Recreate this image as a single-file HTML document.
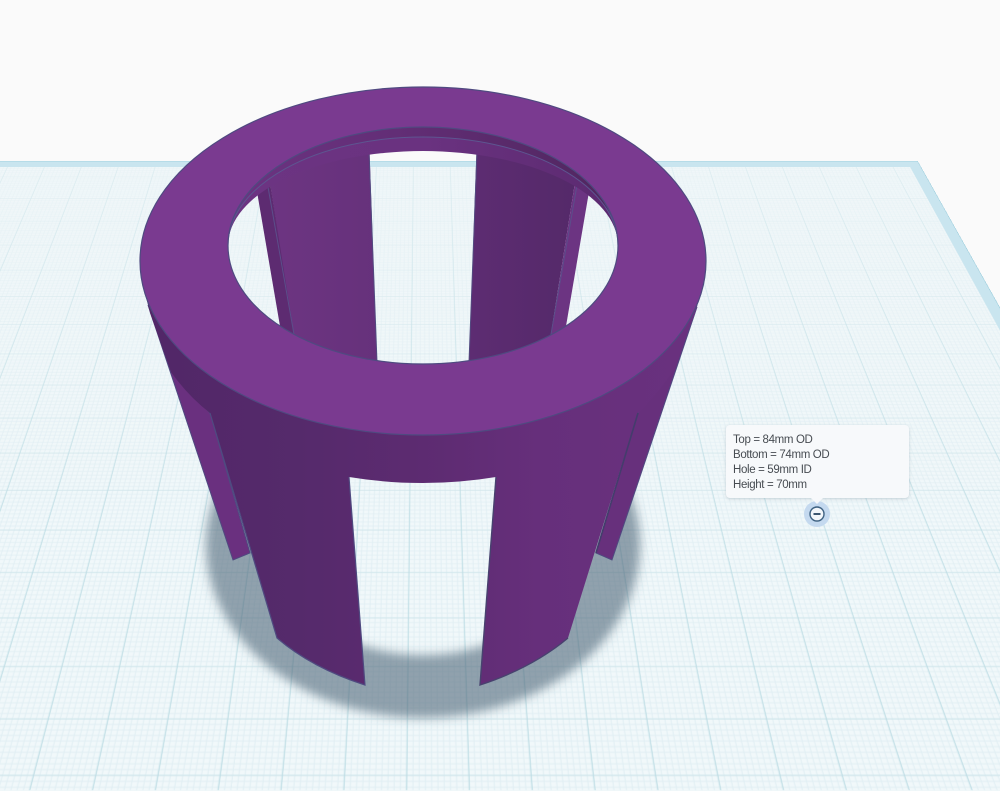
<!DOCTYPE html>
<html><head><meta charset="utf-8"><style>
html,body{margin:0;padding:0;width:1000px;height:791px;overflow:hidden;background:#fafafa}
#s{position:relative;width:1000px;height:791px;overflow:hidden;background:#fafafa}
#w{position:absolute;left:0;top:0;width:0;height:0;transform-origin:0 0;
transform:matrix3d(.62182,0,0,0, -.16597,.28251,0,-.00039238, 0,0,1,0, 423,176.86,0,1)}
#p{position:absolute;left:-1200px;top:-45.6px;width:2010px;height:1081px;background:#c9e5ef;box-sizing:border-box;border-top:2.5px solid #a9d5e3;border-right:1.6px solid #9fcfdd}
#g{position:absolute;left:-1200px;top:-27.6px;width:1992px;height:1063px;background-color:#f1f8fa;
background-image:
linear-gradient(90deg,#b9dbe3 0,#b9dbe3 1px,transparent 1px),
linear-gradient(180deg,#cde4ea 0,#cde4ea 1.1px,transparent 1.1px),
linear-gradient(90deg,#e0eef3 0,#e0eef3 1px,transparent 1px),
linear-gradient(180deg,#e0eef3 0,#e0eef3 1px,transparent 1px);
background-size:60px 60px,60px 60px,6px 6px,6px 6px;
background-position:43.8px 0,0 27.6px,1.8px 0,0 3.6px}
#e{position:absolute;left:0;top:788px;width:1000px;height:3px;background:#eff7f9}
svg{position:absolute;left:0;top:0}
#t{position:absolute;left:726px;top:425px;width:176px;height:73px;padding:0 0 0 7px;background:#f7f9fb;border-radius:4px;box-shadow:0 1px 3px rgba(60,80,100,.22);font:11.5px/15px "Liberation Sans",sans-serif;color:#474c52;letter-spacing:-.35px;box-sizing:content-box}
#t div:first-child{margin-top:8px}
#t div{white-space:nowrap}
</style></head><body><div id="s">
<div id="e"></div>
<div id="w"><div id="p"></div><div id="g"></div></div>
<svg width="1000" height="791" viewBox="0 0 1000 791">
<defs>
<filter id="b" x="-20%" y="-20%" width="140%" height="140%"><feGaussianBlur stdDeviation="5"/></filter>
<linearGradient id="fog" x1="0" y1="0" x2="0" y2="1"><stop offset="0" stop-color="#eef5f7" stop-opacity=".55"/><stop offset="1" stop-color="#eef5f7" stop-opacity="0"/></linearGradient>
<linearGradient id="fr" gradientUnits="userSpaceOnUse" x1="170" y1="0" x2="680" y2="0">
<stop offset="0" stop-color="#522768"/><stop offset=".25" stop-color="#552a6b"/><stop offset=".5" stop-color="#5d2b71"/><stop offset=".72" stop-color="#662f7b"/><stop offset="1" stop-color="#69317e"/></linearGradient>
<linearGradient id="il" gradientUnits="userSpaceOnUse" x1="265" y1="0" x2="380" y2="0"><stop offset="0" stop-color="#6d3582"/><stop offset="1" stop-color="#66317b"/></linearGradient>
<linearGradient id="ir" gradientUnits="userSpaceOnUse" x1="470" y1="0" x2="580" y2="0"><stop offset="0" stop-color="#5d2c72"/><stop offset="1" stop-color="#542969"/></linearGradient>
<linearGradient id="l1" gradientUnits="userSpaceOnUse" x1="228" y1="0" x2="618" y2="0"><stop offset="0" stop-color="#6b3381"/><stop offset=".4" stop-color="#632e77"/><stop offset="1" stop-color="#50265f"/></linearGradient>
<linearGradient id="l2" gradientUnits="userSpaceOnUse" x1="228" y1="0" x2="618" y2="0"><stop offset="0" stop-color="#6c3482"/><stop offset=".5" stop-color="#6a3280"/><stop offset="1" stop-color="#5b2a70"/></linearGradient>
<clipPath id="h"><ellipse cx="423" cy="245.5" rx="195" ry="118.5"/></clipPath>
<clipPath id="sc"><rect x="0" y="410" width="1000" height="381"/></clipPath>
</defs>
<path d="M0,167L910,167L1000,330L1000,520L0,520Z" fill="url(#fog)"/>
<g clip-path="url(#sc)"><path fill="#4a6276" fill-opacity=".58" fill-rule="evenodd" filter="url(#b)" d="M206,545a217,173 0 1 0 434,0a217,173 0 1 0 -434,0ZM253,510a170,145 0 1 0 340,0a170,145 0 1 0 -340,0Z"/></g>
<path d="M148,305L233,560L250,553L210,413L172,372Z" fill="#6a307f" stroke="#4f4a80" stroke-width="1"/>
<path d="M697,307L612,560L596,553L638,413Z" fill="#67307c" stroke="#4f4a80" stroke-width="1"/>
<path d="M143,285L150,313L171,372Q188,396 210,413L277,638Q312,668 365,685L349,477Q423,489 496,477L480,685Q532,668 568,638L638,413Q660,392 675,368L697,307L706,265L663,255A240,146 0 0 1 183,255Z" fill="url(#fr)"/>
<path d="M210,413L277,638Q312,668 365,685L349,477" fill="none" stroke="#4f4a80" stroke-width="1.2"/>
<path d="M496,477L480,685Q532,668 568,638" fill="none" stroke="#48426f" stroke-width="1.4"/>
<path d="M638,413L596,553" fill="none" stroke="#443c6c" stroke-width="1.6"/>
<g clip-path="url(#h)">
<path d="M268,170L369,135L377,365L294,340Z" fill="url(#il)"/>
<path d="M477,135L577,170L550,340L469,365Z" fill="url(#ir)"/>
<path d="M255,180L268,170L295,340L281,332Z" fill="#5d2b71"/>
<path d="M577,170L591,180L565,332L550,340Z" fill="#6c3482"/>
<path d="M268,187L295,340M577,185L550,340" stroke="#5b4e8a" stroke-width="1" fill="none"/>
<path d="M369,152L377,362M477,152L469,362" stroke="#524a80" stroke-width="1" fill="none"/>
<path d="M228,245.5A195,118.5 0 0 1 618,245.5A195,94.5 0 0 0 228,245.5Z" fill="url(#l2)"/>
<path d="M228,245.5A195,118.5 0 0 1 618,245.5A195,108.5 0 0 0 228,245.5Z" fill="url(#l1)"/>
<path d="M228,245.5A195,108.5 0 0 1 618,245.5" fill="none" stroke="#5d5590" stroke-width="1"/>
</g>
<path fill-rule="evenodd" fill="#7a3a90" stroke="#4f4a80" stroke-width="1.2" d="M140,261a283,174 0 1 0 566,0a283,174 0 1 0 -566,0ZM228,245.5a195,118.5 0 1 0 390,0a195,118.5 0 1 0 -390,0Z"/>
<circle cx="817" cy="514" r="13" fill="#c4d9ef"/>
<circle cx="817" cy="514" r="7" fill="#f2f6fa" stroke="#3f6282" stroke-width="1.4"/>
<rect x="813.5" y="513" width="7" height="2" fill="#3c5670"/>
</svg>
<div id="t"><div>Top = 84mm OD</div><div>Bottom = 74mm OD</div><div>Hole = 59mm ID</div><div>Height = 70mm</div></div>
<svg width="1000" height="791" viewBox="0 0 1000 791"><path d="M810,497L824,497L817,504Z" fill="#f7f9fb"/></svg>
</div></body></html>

· · · · ·

*PROBLEM DESCRIPTION*
Give every line above again exactly, with no pictures.

*SOLUTION TO THIS PROBLEM*
Recreate this image as a single-file HTML document.
<!DOCTYPE html>
<html><head><meta charset="utf-8"><style>
html,body{margin:0;padding:0;width:1000px;height:791px;overflow:hidden;background:#fafafa}
#s{position:relative;width:1000px;height:791px;overflow:hidden;background:#fafafa}
#w{position:absolute;left:0;top:0;width:0;height:0;transform-origin:0 0;
transform:matrix3d(.62182,0,0,0, -.16597,.28251,0,-.00039238, 0,0,1,0, 423,176.86,0,1)}
#p{position:absolute;left:-1200px;top:-45.6px;width:2010px;height:1081px;background:#c9e5ef;box-sizing:border-box;border-top:2.5px solid #a9d5e3;border-right:1.6px solid #9fcfdd}
#g{position:absolute;left:-1200px;top:-27.6px;width:1992px;height:1063px;background-color:#f1f8fa;
background-image:
linear-gradient(90deg,#b9dbe3 0,#b9dbe3 1px,transparent 1px),
linear-gradient(180deg,#cde4ea 0,#cde4ea 1.1px,transparent 1.1px),
linear-gradient(90deg,#e0eef3 0,#e0eef3 1px,transparent 1px),
linear-gradient(180deg,#e0eef3 0,#e0eef3 1px,transparent 1px);
background-size:60px 60px,60px 60px,6px 6px,6px 6px;
background-position:43.8px 0,0 27.6px,1.8px 0,0 3.6px}
#e{position:absolute;left:0;top:788px;width:1000px;height:3px;background:#eff7f9}
svg{position:absolute;left:0;top:0}
#t{position:absolute;left:726px;top:425px;width:176px;height:73px;padding:0 0 0 7px;background:#f7f9fb;border-radius:4px;box-shadow:0 1px 3px rgba(60,80,100,.22);font:11.5px/15px "Liberation Sans",sans-serif;color:#474c52;letter-spacing:-.35px;box-sizing:content-box}
#t div:first-child{margin-top:8px}
#t div{white-space:nowrap}
</style></head><body><div id="s">
<div id="e"></div>
<div id="w"><div id="p"></div><div id="g"></div></div>
<svg width="1000" height="791" viewBox="0 0 1000 791">
<defs>
<filter id="b" x="-20%" y="-20%" width="140%" height="140%"><feGaussianBlur stdDeviation="5"/></filter>
<linearGradient id="fog" x1="0" y1="0" x2="0" y2="1"><stop offset="0" stop-color="#eef5f7" stop-opacity=".55"/><stop offset="1" stop-color="#eef5f7" stop-opacity="0"/></linearGradient>
<linearGradient id="fr" gradientUnits="userSpaceOnUse" x1="170" y1="0" x2="680" y2="0">
<stop offset="0" stop-color="#522768"/><stop offset=".25" stop-color="#552a6b"/><stop offset=".5" stop-color="#5d2b71"/><stop offset=".72" stop-color="#662f7b"/><stop offset="1" stop-color="#69317e"/></linearGradient>
<linearGradient id="il" gradientUnits="userSpaceOnUse" x1="265" y1="0" x2="380" y2="0"><stop offset="0" stop-color="#6d3582"/><stop offset="1" stop-color="#66317b"/></linearGradient>
<linearGradient id="ir" gradientUnits="userSpaceOnUse" x1="470" y1="0" x2="580" y2="0"><stop offset="0" stop-color="#5d2c72"/><stop offset="1" stop-color="#542969"/></linearGradient>
<linearGradient id="l1" gradientUnits="userSpaceOnUse" x1="228" y1="0" x2="618" y2="0"><stop offset="0" stop-color="#6b3381"/><stop offset=".4" stop-color="#632e77"/><stop offset="1" stop-color="#50265f"/></linearGradient>
<linearGradient id="l2" gradientUnits="userSpaceOnUse" x1="228" y1="0" x2="618" y2="0"><stop offset="0" stop-color="#6c3482"/><stop offset=".5" stop-color="#6a3280"/><stop offset="1" stop-color="#5b2a70"/></linearGradient>
<clipPath id="h"><ellipse cx="423" cy="245.5" rx="195" ry="118.5"/></clipPath>
<clipPath id="sc"><rect x="0" y="410" width="1000" height="381"/></clipPath>
</defs>
<path d="M0,167L910,167L1000,330L1000,520L0,520Z" fill="url(#fog)"/>
<g clip-path="url(#sc)"><path fill="#4a6276" fill-opacity=".58" fill-rule="evenodd" filter="url(#b)" d="M206,545a217,173 0 1 0 434,0a217,173 0 1 0 -434,0ZM253,510a170,145 0 1 0 340,0a170,145 0 1 0 -340,0Z"/></g>
<path d="M148,305L233,560L250,553L210,413L172,372Z" fill="#6a307f" stroke="#4f4a80" stroke-width="1"/>
<path d="M697,307L612,560L596,553L638,413Z" fill="#67307c" stroke="#4f4a80" stroke-width="1"/>
<path d="M143,285L150,313L171,372Q188,396 210,413L277,638Q312,668 365,685L349,477Q423,489 496,477L480,685Q532,668 568,638L638,413Q660,392 675,368L697,307L706,265L663,255A240,146 0 0 1 183,255Z" fill="url(#fr)"/>
<path d="M210,413L277,638Q312,668 365,685L349,477" fill="none" stroke="#4f4a80" stroke-width="1.2"/>
<path d="M496,477L480,685Q532,668 568,638" fill="none" stroke="#48426f" stroke-width="1.4"/>
<path d="M638,413L596,553" fill="none" stroke="#443c6c" stroke-width="1.6"/>
<g clip-path="url(#h)">
<path d="M268,170L369,135L377,365L294,340Z" fill="url(#il)"/>
<path d="M477,135L577,170L550,340L469,365Z" fill="url(#ir)"/>
<path d="M255,180L268,170L295,340L281,332Z" fill="#5d2b71"/>
<path d="M577,170L591,180L565,332L550,340Z" fill="#6c3482"/>
<path d="M268,187L295,340M577,185L550,340" stroke="#5b4e8a" stroke-width="1" fill="none"/>
<path d="M369,152L377,362M477,152L469,362" stroke="#524a80" stroke-width="1" fill="none"/>
<path d="M228,245.5A195,118.5 0 0 1 618,245.5A195,94.5 0 0 0 228,245.5Z" fill="url(#l2)"/>
<path d="M228,245.5A195,118.5 0 0 1 618,245.5A195,108.5 0 0 0 228,245.5Z" fill="url(#l1)"/>
<path d="M228,245.5A195,108.5 0 0 1 618,245.5" fill="none" stroke="#5d5590" stroke-width="1"/>
</g>
<path fill-rule="evenodd" fill="#7a3a90" stroke="#4f4a80" stroke-width="1.2" d="M140,261a283,174 0 1 0 566,0a283,174 0 1 0 -566,0ZM228,245.5a195,118.5 0 1 0 390,0a195,118.5 0 1 0 -390,0Z"/>
<circle cx="817" cy="514" r="13" fill="#c4d9ef"/>
<circle cx="817" cy="514" r="7" fill="#f2f6fa" stroke="#3f6282" stroke-width="1.4"/>
<rect x="813.5" y="513" width="7" height="2" fill="#3c5670"/>
</svg>
<div id="t"><div>Top = 84mm OD</div><div>Bottom = 74mm OD</div><div>Hole = 59mm ID</div><div>Height = 70mm</div></div>
<svg width="1000" height="791" viewBox="0 0 1000 791"><path d="M810,497L824,497L817,504Z" fill="#f7f9fb"/></svg>
</div></body></html>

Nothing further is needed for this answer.